_WHAT IS NEEDED:_ Can you pull out each line of the data below that includes the word "this"?

_GIVEN RECORDS:_
───
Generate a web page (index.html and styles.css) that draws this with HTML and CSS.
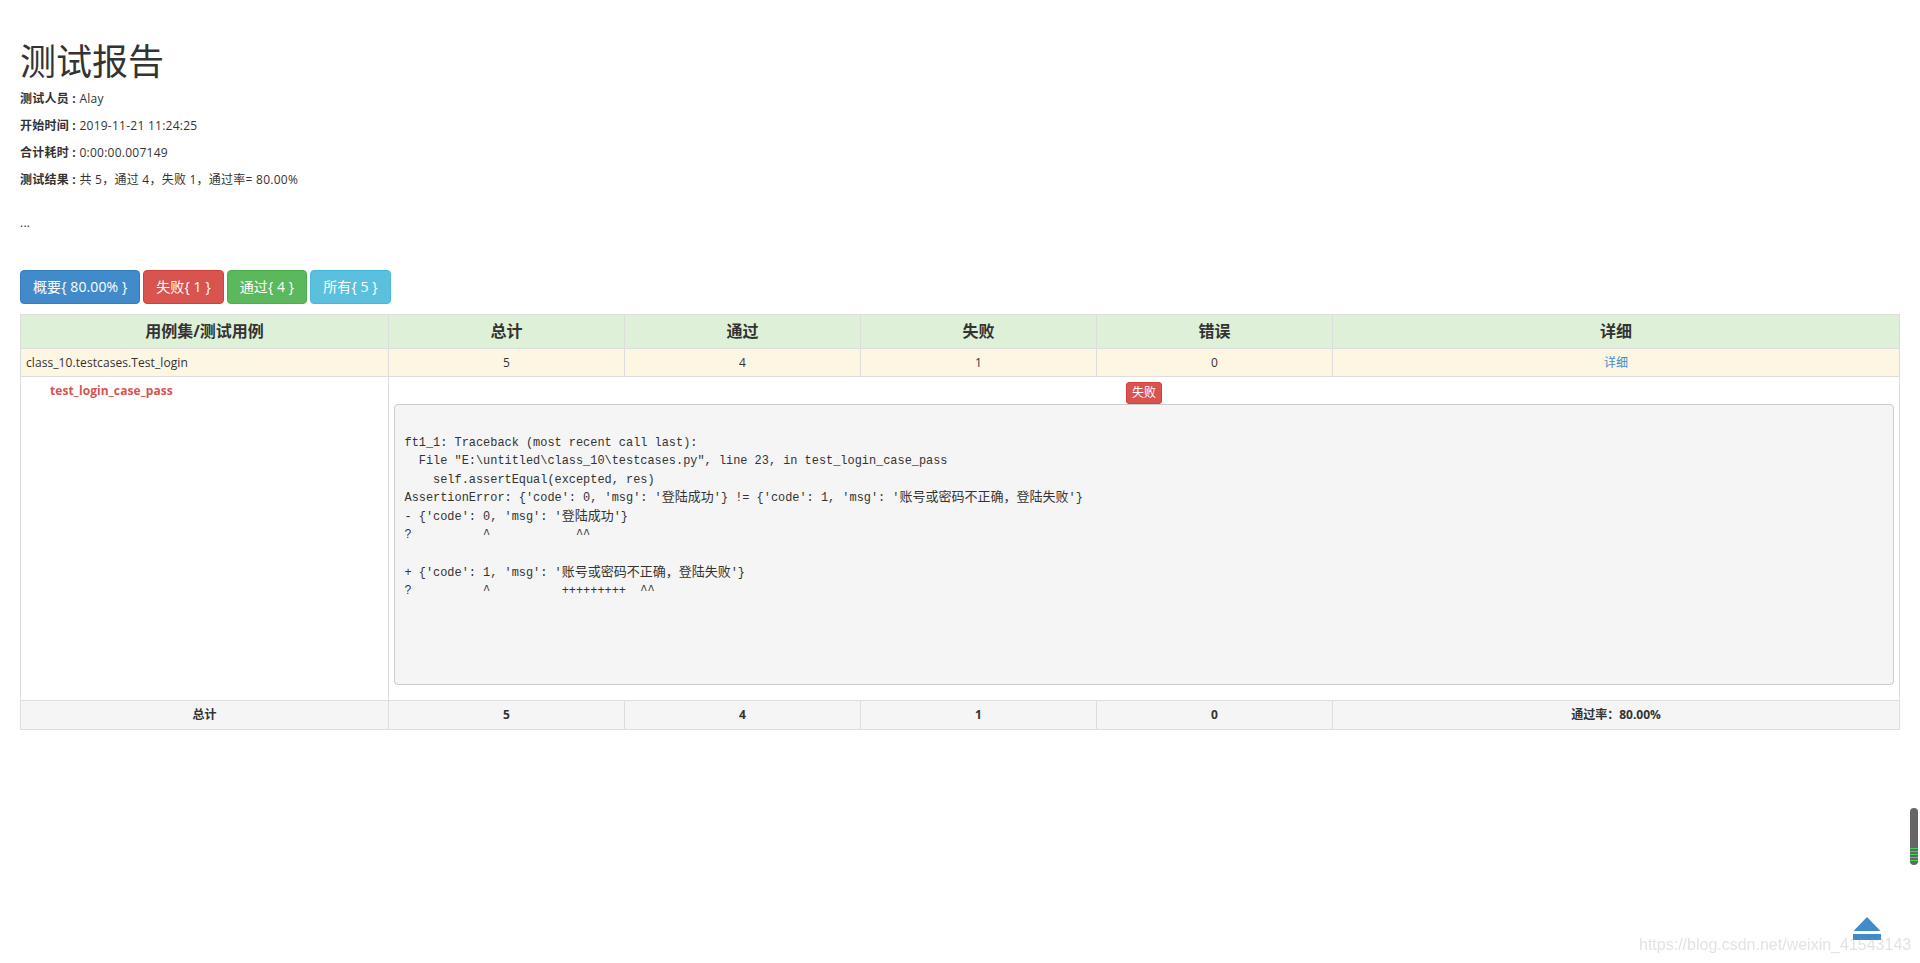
───
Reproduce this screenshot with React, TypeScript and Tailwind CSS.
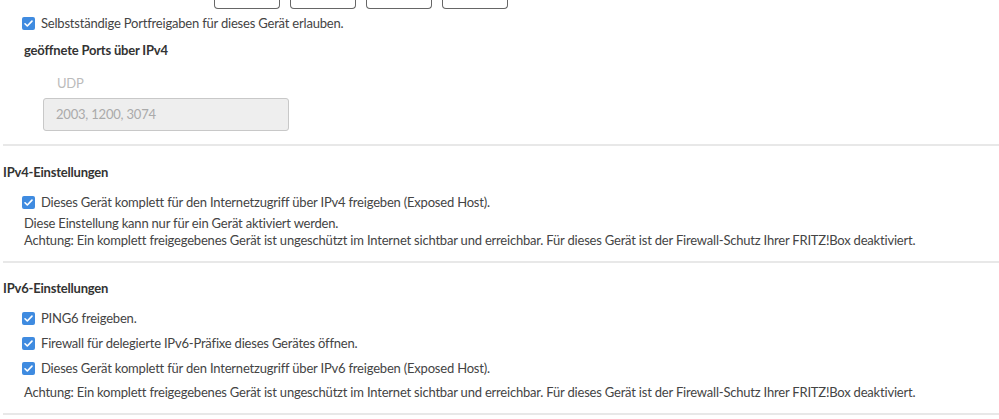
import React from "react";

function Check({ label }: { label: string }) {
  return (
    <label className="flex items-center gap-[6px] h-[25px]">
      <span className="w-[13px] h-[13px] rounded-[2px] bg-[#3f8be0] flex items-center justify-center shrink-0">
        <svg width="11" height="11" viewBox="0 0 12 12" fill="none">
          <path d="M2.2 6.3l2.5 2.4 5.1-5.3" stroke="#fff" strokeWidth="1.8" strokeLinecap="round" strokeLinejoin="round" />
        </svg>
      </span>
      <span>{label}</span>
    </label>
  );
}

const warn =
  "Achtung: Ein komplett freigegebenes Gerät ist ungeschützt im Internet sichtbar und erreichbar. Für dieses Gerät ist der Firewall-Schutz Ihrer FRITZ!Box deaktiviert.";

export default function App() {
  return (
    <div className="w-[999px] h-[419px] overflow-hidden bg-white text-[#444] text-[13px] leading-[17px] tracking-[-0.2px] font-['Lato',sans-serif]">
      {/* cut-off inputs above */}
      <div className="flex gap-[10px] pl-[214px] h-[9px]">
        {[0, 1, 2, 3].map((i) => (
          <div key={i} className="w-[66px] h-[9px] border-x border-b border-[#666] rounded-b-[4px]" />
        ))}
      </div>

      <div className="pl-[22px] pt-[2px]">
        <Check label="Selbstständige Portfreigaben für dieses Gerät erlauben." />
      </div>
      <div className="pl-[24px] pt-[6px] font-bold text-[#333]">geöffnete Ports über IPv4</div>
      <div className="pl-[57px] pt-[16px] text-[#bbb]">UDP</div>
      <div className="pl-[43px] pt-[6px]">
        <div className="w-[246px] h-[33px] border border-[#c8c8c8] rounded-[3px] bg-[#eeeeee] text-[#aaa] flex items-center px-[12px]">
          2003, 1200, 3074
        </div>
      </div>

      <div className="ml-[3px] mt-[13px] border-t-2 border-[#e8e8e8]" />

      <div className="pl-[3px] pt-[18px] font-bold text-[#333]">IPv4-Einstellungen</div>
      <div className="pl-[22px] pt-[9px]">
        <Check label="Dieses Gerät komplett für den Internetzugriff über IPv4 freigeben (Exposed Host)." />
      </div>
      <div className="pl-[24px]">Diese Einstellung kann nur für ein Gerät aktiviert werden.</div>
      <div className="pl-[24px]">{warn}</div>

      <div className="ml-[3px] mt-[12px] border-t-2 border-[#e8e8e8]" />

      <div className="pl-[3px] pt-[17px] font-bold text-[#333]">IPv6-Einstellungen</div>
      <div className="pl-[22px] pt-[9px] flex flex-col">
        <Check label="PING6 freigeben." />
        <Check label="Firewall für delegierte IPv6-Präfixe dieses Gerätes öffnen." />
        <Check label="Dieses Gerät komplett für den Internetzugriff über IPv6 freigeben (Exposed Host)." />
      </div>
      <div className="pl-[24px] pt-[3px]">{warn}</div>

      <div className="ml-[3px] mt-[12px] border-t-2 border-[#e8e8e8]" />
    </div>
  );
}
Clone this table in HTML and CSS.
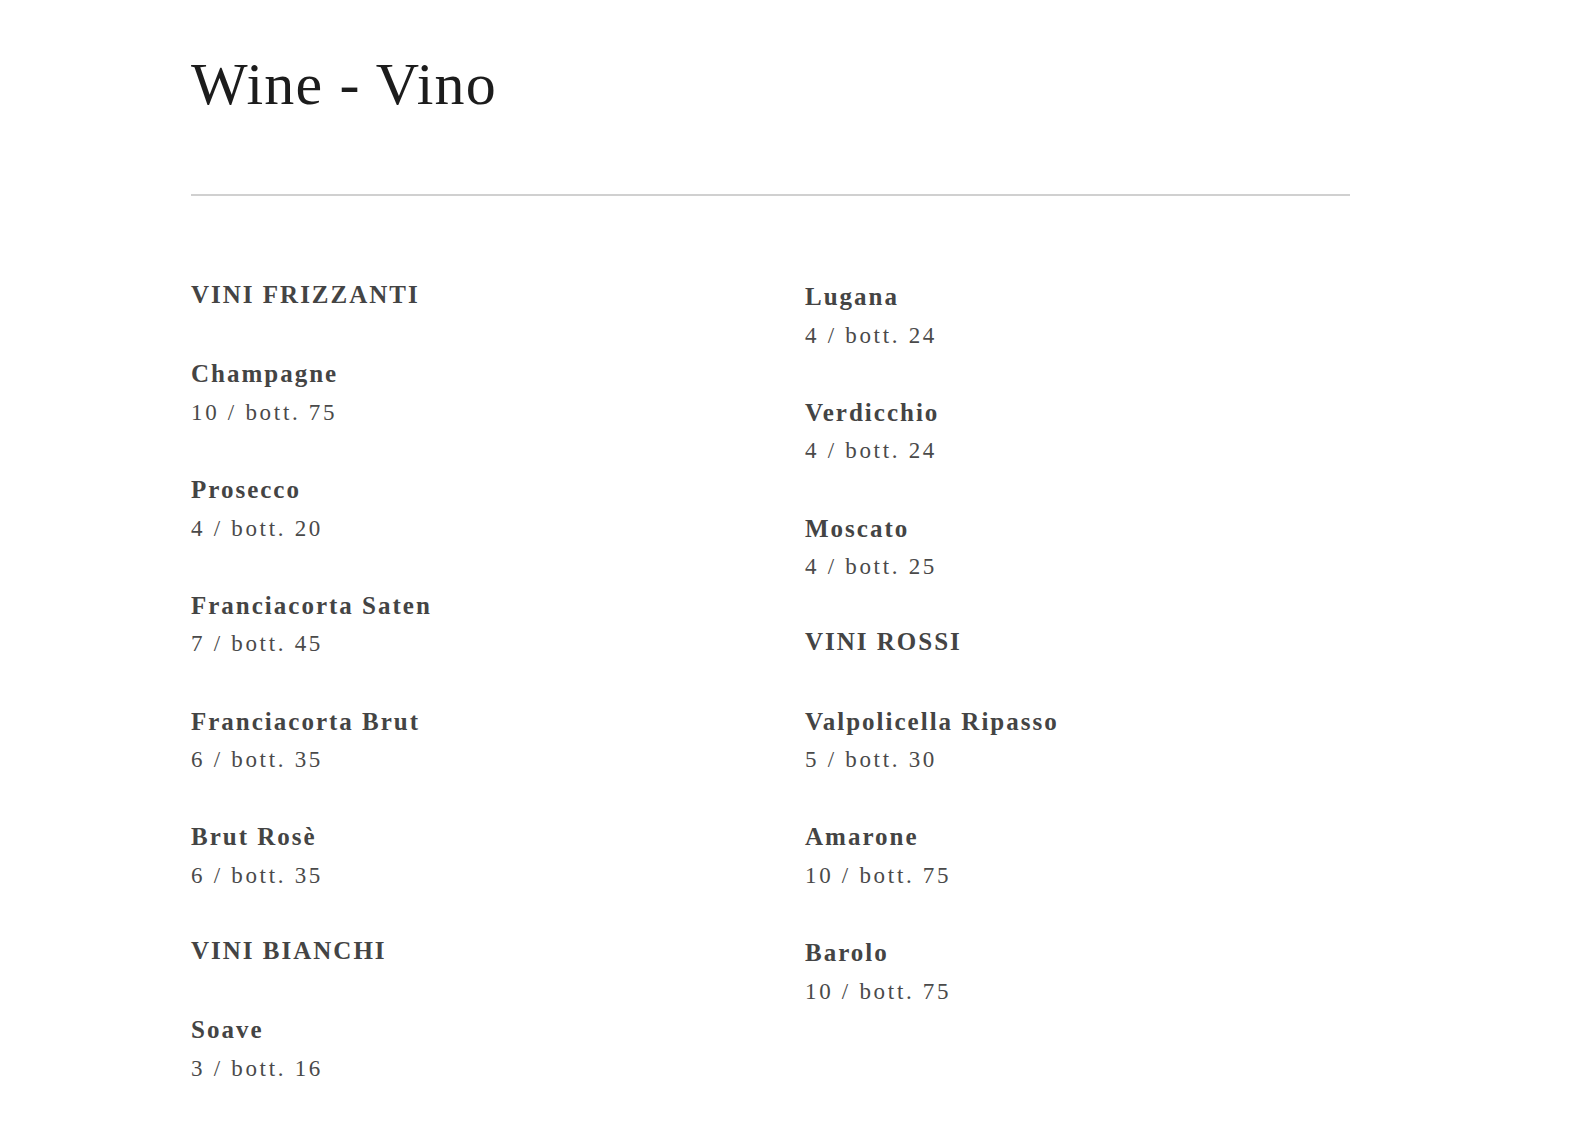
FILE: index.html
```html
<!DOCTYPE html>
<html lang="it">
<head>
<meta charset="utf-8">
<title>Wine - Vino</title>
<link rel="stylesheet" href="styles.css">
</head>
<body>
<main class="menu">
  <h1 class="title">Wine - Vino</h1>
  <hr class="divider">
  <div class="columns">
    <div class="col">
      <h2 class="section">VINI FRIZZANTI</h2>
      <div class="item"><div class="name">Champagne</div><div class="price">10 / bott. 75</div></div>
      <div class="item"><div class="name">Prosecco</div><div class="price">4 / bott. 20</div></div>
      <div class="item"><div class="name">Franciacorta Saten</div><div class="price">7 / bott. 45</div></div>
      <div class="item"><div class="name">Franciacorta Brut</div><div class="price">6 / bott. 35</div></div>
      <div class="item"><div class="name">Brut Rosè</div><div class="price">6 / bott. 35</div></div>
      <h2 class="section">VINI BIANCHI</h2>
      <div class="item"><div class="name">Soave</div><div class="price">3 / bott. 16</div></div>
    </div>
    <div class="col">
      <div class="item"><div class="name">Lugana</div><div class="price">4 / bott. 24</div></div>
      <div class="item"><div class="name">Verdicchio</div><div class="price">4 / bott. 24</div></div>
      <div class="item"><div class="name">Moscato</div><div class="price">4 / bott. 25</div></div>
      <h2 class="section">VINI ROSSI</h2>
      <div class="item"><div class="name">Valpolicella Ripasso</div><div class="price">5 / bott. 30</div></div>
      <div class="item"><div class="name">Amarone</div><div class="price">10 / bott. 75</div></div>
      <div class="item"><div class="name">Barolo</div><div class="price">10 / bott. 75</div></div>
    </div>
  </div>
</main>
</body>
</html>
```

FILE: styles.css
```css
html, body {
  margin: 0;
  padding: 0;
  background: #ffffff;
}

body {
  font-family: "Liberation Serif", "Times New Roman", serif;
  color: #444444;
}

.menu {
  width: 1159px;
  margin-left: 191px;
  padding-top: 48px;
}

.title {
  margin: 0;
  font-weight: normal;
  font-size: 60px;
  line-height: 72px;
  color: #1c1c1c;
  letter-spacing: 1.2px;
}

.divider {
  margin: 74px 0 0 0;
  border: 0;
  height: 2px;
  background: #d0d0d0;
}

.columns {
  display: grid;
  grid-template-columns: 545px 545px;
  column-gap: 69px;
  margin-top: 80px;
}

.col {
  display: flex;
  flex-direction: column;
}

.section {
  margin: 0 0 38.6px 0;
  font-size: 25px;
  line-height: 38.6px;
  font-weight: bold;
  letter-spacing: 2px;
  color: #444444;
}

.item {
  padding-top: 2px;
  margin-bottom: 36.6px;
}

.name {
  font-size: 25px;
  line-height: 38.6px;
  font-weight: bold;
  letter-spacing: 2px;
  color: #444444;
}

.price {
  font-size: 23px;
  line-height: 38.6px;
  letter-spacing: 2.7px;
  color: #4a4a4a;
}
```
───
_EXPECTED OUTPUT:_
Generate a web page (index.html and styles.css) that draws this with HTML and CSS.
Reproduce this screenshot with React, TypeScript and Tailwind CSS.
Clone this table in HTML and CSS.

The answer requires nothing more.